When using Firefox on her computer, my wife opens a new tab when starting a new search, and opens links in a new tab when she may want to use the linking page later.

However she never closes tabs, effectively using them instead of bookmarks, which causes memory usage to keep growing, then swap use to keep increasing as tab count goes into the hundreds. Later as memory usage becomes too high it is no longer possible to hibernate, and we eventually reach a state where the whole computer becomes unusable (for instance bringing Thunderbird to front and clicking on a mail will take several minutes during which the whole computer is unresponsive). At that point we need to either close firefox entirely (which may take up to ten minutes and may lose unsaved data) or reboot (same).

I added memory to her laptop (now 2G in total - it's an old model, that's the highest capacity I could find that was compatible) but it just means she is now able to open more tabs before things start breaking.
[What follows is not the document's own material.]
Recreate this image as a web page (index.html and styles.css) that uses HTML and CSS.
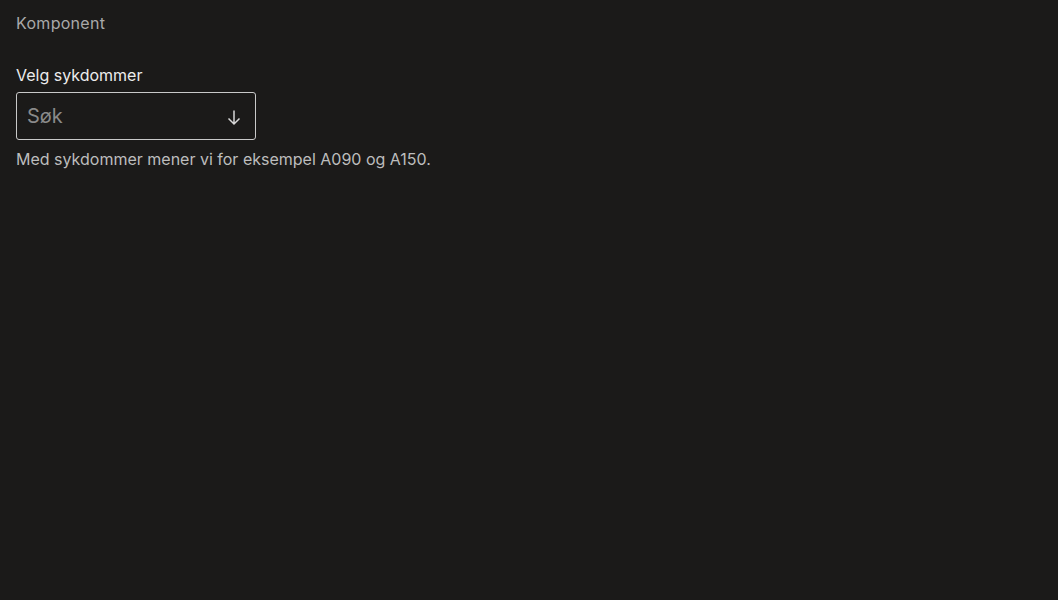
FILE: index.html
```html
<!DOCTYPE html>
<html lang="no">
<head>
<meta charset="utf-8">
<link rel="stylesheet" href="styles.css">
</head>
<body>
<main class="page">
  <div class="title">Komponent</div>
  <div class="field">
    <label class="label" for="sok">Velg sykdommer</label>
    <div class="combo">
      <input id="sok" class="input" type="text" placeholder="Søk">
      <svg class="arrow" width="18" height="18" viewBox="0 0 18 18" fill="none" stroke="currentColor" stroke-width="1.5">
        <path d="M9 2.5V16M3.5 10.5L9 16L14.5 10.5"/>
      </svg>
    </div>
    <div class="help">Med sykdommer mener vi for eksempel A090 og A150.</div>
  </div>
</main>
</body>
</html>
```
FILE: styles.css
```css
html, body {
  margin: 0;
  background: #1b1a19;
  height: 100%;
}
body {
  font-family: Inter, "Liberation Sans", sans-serif;
  color: #e9e9e9;
}
.page {
  padding: 12px 16px;
}
.title {
  font-size: 16px;
  line-height: 22px;
  color: #a9a9a9;
  letter-spacing: 0.3px;
}
.field {
  margin-top: 30px;
  display: flex;
  flex-direction: column;
}
.label {
  font-size: 16px;
  line-height: 22px;
  color: #ececec;
  margin-bottom: 6px;
}
.combo {
  width: 240px;
  height: 48px;
  box-sizing: border-box;
  border: 1px solid #c9c9c9;
  border-radius: 3px;
  display: flex;
  align-items: center;
}
.input {
  flex: 1;
  min-width: 0;
  background: transparent;
  border: none;
  outline: none;
  color: #e9e9e9;
  font-family: inherit;
  font-size: 20px;
  padding: 0 10px;
  height: 100%;
}
.input::placeholder {
  color: #8a8a8a;
}
.arrow {
  color: #d8d8d8;
  margin-right: 12px;
  margin-top: 2px;
  flex: none;
}
.help {
  margin-top: 8px;
  font-size: 16px;
  line-height: 22px;
  color: #bdbdbd;
}
```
My question: is there a way to extend or modify Firefox in a way to let her follow this usage pattern without memory usage exploding? I imagine merging the concepts of tabs and bookmarks, e.g. so that tabs that have not been opened for several days be automatically bookmarked and closed (going into the filesystem where it won't take precious resources).

Ideally, some pages such as the GMail web interface and currently playing YouTube videos (they can be recognised by the initial "▶") should never be auto-closed.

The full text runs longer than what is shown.